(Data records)
[start]

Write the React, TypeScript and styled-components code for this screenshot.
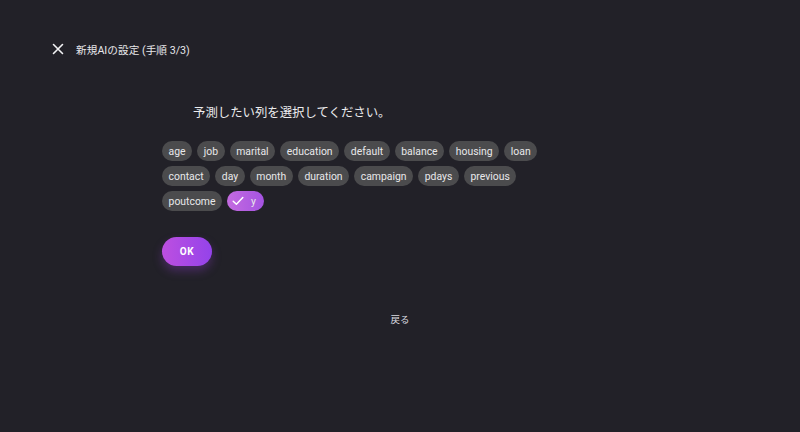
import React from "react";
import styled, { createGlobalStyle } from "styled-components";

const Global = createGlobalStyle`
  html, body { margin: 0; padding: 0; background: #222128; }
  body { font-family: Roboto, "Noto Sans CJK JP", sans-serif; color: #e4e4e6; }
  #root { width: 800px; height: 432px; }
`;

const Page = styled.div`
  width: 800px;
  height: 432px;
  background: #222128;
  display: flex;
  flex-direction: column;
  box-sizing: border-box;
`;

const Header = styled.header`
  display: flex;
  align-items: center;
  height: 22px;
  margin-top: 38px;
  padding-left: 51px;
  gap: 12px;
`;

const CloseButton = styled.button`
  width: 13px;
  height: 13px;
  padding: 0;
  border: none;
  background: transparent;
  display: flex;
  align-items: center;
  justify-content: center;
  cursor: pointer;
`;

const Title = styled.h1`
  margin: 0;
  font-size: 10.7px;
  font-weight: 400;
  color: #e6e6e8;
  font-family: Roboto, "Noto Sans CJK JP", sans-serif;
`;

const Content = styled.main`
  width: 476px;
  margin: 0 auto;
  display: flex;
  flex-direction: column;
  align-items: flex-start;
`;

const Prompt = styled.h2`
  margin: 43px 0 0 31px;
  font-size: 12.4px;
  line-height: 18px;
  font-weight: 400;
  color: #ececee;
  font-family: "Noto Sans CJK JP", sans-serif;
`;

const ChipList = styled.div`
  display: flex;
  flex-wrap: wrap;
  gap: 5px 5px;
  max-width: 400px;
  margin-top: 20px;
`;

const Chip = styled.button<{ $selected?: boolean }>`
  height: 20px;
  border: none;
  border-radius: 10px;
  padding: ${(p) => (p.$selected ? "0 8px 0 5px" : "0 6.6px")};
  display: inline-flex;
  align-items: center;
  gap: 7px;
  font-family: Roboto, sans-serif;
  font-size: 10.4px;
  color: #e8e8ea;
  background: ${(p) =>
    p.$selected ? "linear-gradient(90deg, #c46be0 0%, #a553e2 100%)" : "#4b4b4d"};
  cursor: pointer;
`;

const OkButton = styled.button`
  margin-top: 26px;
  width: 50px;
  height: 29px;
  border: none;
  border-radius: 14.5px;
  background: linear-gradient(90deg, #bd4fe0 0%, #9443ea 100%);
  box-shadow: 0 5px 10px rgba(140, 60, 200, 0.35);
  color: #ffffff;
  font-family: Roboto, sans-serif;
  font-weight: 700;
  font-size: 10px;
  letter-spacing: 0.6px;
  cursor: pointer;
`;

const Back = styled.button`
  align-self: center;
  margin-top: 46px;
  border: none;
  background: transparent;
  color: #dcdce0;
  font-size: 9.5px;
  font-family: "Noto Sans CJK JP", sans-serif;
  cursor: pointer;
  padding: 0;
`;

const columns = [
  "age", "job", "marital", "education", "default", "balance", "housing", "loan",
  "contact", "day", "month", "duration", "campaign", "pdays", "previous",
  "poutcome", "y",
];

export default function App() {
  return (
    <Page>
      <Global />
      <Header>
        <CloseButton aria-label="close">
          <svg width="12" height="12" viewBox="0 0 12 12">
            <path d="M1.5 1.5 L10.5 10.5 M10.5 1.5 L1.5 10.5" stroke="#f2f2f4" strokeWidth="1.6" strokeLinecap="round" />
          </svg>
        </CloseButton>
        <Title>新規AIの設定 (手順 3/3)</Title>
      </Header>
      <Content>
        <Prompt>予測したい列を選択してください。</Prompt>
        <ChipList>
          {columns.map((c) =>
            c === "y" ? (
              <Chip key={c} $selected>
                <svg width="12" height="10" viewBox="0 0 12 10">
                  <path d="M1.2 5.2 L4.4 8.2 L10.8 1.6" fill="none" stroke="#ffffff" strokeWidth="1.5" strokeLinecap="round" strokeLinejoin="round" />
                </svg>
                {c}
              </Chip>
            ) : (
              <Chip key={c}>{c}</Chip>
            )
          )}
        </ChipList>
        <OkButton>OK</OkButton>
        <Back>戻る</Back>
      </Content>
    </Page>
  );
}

[end]
[start]

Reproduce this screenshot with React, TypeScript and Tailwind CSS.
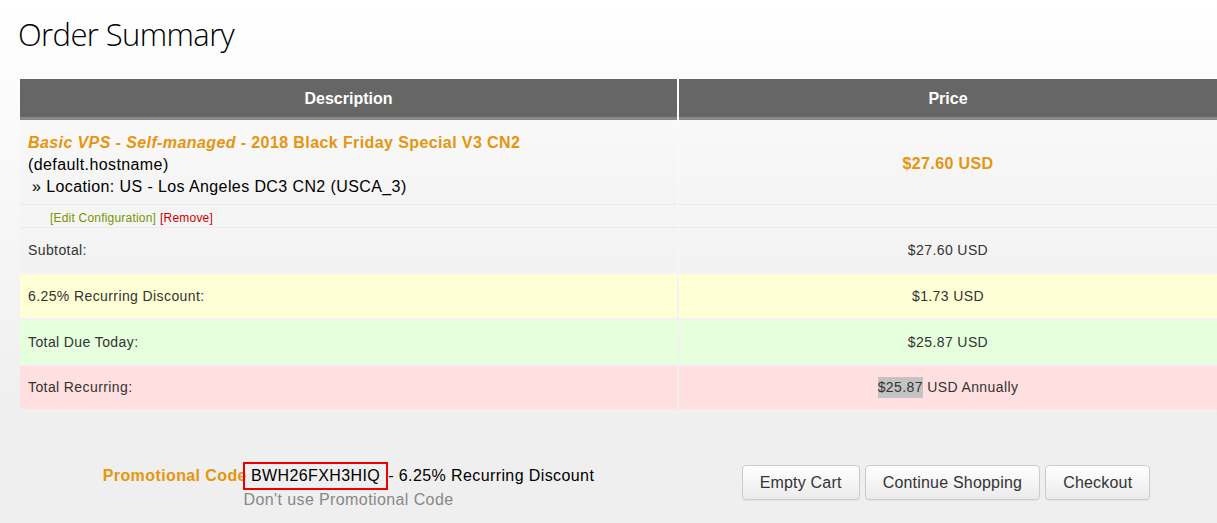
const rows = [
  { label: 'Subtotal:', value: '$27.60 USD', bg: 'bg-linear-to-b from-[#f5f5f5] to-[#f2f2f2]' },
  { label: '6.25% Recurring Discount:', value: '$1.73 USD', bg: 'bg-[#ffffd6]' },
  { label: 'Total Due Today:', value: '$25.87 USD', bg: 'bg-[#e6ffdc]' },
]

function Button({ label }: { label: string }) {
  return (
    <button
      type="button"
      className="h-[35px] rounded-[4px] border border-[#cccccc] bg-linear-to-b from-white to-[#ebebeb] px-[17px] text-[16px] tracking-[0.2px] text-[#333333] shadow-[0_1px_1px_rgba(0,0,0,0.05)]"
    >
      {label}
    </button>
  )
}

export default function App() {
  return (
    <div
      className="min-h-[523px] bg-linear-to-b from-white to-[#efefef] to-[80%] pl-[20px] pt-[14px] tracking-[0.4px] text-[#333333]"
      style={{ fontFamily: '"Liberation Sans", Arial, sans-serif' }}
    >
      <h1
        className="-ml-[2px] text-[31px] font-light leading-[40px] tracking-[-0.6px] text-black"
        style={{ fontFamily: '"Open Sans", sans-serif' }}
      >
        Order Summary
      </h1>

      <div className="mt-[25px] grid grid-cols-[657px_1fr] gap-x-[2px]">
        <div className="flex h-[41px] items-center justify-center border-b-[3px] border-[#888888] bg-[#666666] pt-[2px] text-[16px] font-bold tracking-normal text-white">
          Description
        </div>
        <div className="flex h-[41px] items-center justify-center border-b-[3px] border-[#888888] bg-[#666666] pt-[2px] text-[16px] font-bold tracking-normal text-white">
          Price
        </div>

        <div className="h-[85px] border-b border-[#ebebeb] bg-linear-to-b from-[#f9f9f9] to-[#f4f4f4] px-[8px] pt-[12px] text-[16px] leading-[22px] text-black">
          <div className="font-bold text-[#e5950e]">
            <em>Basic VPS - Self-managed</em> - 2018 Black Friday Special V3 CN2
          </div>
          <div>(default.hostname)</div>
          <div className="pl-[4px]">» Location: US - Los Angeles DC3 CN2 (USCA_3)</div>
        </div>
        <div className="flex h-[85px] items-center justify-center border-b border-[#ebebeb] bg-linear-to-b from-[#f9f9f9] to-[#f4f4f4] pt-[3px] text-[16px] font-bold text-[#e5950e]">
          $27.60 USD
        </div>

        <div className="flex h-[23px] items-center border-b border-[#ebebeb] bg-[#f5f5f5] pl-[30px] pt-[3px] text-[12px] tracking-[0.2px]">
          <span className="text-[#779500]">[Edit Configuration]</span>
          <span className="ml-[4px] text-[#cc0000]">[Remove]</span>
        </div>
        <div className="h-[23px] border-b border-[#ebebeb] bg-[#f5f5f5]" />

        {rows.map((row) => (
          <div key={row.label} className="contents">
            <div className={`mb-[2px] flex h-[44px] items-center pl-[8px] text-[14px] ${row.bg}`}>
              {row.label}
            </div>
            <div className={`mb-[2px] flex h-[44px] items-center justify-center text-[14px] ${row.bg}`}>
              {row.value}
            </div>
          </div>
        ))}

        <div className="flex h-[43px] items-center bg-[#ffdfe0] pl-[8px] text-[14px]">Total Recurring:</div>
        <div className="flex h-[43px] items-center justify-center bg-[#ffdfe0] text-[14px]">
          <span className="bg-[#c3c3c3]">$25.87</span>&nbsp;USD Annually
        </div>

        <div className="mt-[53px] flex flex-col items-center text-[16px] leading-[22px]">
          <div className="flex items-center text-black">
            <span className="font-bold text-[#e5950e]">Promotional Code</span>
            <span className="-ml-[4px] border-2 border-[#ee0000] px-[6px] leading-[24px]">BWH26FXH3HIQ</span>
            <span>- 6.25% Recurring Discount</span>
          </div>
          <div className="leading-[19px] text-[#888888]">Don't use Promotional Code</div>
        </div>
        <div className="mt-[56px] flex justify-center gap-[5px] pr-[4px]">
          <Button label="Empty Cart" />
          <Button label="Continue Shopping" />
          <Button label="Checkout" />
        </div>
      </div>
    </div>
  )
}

[end]

Set task - Scan the listing above and identify each line holding the string "components"; copy every such line.

Result for this exercise -
Write the React, TypeScript and styled-components code for this screenshot.
import styled, { createGlobalStyle } from "styled-components";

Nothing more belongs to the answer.